Sprawami zajęli się policjanci zwalczający przestępczość przeciwko mieniu bialskiej komendy. Z ustaleń funkcjonariuszy wynikało, że udział w obydwu ma ten sam „amator cudzego mienia”. Mercedes zawierający elementy metalowe został zabezpieczony przez mundurowych na terenie Białej Podlaskiej. Policjanci odzyskali też ładunek, który sprawca sprzedał w jednym z punktów złomu. Policjanci ustalili też personalia mężczyzny podejrzewanego o te czyny. Okazało się, że jest to 37-latek bez stałego miejsca zamieszkania. Dodatkowo mężczyzna poszukiwany był do odbycia kary pozbawienia wolności za przestępstwo niealimentacji.

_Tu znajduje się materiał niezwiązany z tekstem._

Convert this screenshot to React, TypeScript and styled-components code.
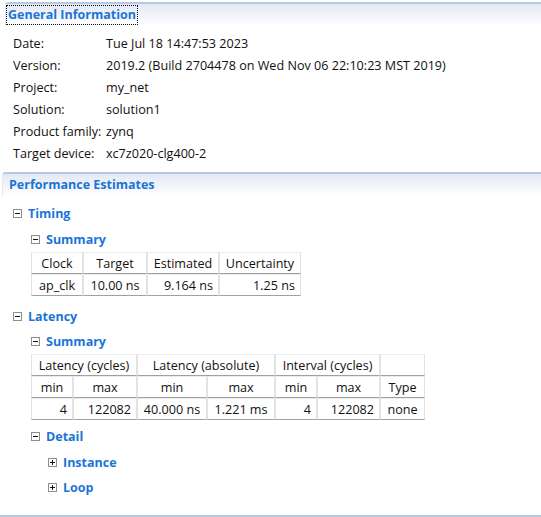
import React from "react";
import styled, { createGlobalStyle } from "styled-components";

const Global = createGlobalStyle`
  html, body { margin: 0; padding: 0; background: #fff; }
  body { font-family: "Open Sans", "Noto Sans", sans-serif; font-size: 12.6px; color: #111; }
`;

const Page = styled.div`
  width: 541px;
  height: 517px;
  padding: 2px 0 0 0;
  box-sizing: border-box;
  display: flex;
  flex-direction: column;
  overflow: hidden;
`;

const SectionHeader = styled.div<{ $tight?: boolean }>`
  height: 22px;
  margin-left: ${(p) => (p.$tight ? "2px" : "5px")};
  border-top: 2px solid #b6c9e2;
  border-left: 1px solid #e4eaf3;
  border-top-left-radius: 4px;
  background: linear-gradient(#e3e9f4, #ffffff);
  display: flex;
  align-items: center;
  padding-left: ${(p) => (p.$tight ? "5px" : "1px")};
`;

const HeaderTitle = styled.span<{ $focus?: boolean }>`
  font-weight: bold;
  font-size: 12.5px;
  color: #1b74d6;
  padding: 0 1px;
  line-height: 18px;
  outline: ${(p) => (p.$focus ? "1px dotted #111" : "none")};
`;

const InfoGrid = styled.div`
  display: grid;
  grid-template-columns: 93px auto;
  grid-auto-rows: 22px;
  padding: 6px 0 0 13px;
  align-items: center;
`;

const Cell = styled.span`
  white-space: nowrap;
`;

const PerfSection = styled.div`
  margin-top: 8px;
`;

const Tree = styled.div`
  display: flex;
  flex-direction: column;
  align-items: flex-start;
`;

const Node = styled.div<{ $indent: number; $top: number }>`
  display: flex;
  align-items: center;
  gap: 6px;
  margin-left: ${(p) => p.$indent}px;
  margin-top: ${(p) => p.$top}px;
  height: 18px;
`;

const Toggle = styled.span`
  width: 7px;
  height: 7px;
  border: 1px solid #8e8e8e;
  position: relative;
  display: inline-block;
  flex: none;
  &::before {
    content: "";
    position: absolute;
    left: 1px;
    top: 3px;
    width: 5px;
    height: 1px;
    background: #111;
  }
`;

const PlusToggle = styled(Toggle)`
  &::after {
    content: "";
    position: absolute;
    left: 3px;
    top: 1px;
    width: 1px;
    height: 5px;
    background: #111;
  }
`;

const NodeLabel = styled.span`
  font-weight: bold;
  font-size: 12.5px;
  color: #1b74d6;
`;

const Table = styled.table<{ $indent: number; $top: number }>`
  margin-left: ${(p) => p.$indent}px;
  margin-top: ${(p) => p.$top}px;
  border-collapse: separate;
  border-spacing: 0;
  table-layout: fixed;
  font-size: 12.6px;
`;

const Td = styled.td<{ $align?: string }>`
  box-sizing: border-box;
  height: 22px;
  padding: 0 5px;
  text-align: ${(p) => p.$align || "center"};
  border-top: 1px solid #ececec;
  border-left: 1px solid #e2e2e2;
  border-right: 1px solid #e2e2e2;
  border-bottom: 1px solid #a0a0a0;
  white-space: nowrap;
  overflow: visible;
`;

const BottomLine = styled.div`
  margin-top: auto;
  height: 2px;
  background: #b6c9e2;
`;

const info: [string, string][] = [
  ["Date:", "Tue Jul 18 14:47:53 2023"],
  ["Version:", "2019.2 (Build 2704478 on Wed Nov 06 22:10:23 MST 2019)"],
  ["Project:", "my_net"],
  ["Solution:", "solution1"],
  ["Product family:", "zynq"],
  ["Target device:", "xc7z020-clg400-2"],
];

const widths1 = [52, 64, 72, 82];
const widths2 = [42, 64, 70, 68, 42, 63, 45];

export default function App() {
  return (
    <Page>
      <Global />
      <SectionHeader>
        <HeaderTitle $focus>General Information</HeaderTitle>
      </SectionHeader>
      <InfoGrid>
        {info.map(([k, v]) => (
          <React.Fragment key={k}>
            <Cell>{k}</Cell>
            <Cell>{v}</Cell>
          </React.Fragment>
        ))}
      </InfoGrid>
      <PerfSection>
        <SectionHeader $tight>
          <HeaderTitle>Performance Estimates</HeaderTitle>
        </SectionHeader>
      </PerfSection>
      <Tree>
        <Node $indent={13} $top={8}>
          <Toggle />
          <NodeLabel>Timing</NodeLabel>
        </Node>
        <Node $indent={31} $top={8}>
          <Toggle />
          <NodeLabel>Summary</NodeLabel>
        </Node>
        <Table $indent={31} $top={4}>
          <colgroup>
            {widths1.map((w, i) => (
              <col key={i} style={{ width: w }} />
            ))}
          </colgroup>
          <tbody>
            <tr>
              <Td>Clock</Td>
              <Td>Target</Td>
              <Td>Estimated</Td>
              <Td>Uncertainty</Td>
            </tr>
            <tr>
              <Td>ap_clk</Td>
              <Td>10.00 ns</Td>
              <Td $align="right">9.164 ns</Td>
              <Td $align="right">1.25 ns</Td>
            </tr>
          </tbody>
        </Table>
        <Node $indent={13} $top={11}>
          <Toggle />
          <NodeLabel>Latency</NodeLabel>
        </Node>
        <Node $indent={31} $top={7}>
          <Toggle />
          <NodeLabel>Summary</NodeLabel>
        </Node>
        <Table $indent={31} $top={4}>
          <colgroup>
            {widths2.map((w, i) => (
              <col key={i} style={{ width: w }} />
            ))}
          </colgroup>
          <tbody>
            <tr>
              <Td colSpan={2}>Latency (cycles)</Td>
              <Td colSpan={2}>Latency (absolute)</Td>
              <Td colSpan={2}>Interval (cycles)</Td>
              <Td></Td>
            </tr>
            <tr>
              <Td>min</Td>
              <Td>max</Td>
              <Td>min</Td>
              <Td>max</Td>
              <Td>min</Td>
              <Td>max</Td>
              <Td>Type</Td>
            </tr>
            <tr>
              <Td $align="right">4</Td>
              <Td $align="right">122082</Td>
              <Td>40.000 ns</Td>
              <Td>1.221 ms</Td>
              <Td $align="right">4</Td>
              <Td $align="right">122082</Td>
              <Td>none</Td>
            </tr>
          </tbody>
        </Table>
        <Node $indent={31} $top={7}>
          <Toggle />
          <NodeLabel>Detail</NodeLabel>
        </Node>
        <Node $indent={48} $top={8}>
          <PlusToggle />
          <NodeLabel>Instance</NodeLabel>
        </Node>
        <Node $indent={48} $top={7}>
          <PlusToggle />
          <NodeLabel>Loop</NodeLabel>
        </Node>
      </Tree>
      <BottomLine />
    </Page>
  );
}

37-latek został zatrzymany do wyjaśnienia przez policjantów na terenie powiatu siemiatyckiego. Tam też wpadła 34-latka, która podróżowała kradzionym Mercedesem. Kobieta została zatrzymana przez mundurowych z siemiatyckiej drogówki do kontroli drogowej, w związku z przekroczeniem dopuszczalnej prędkości. Dodatkowo na terenie jej posesji policjanci zabezpieczyli skradzione drewno.
Zatrzymany 37-latek usłyszał już zarzuty. Odpowiadał będzie również za kierowanie skradzionymi pojazdami posiadając na „koncie” aktywny zakaz. Mężczyzna został już doprowadzony do zakładu karnego, gdzie spędzi najbliższe miesiące. Zgodnie z obowiązującymi przepisami popełnione czyny zagrożone są karą do 10 lat pozbawienia wolności.
Zarzuty paserstwa usłyszała 35-latka, która podróżowała skradzionym Mercedesem.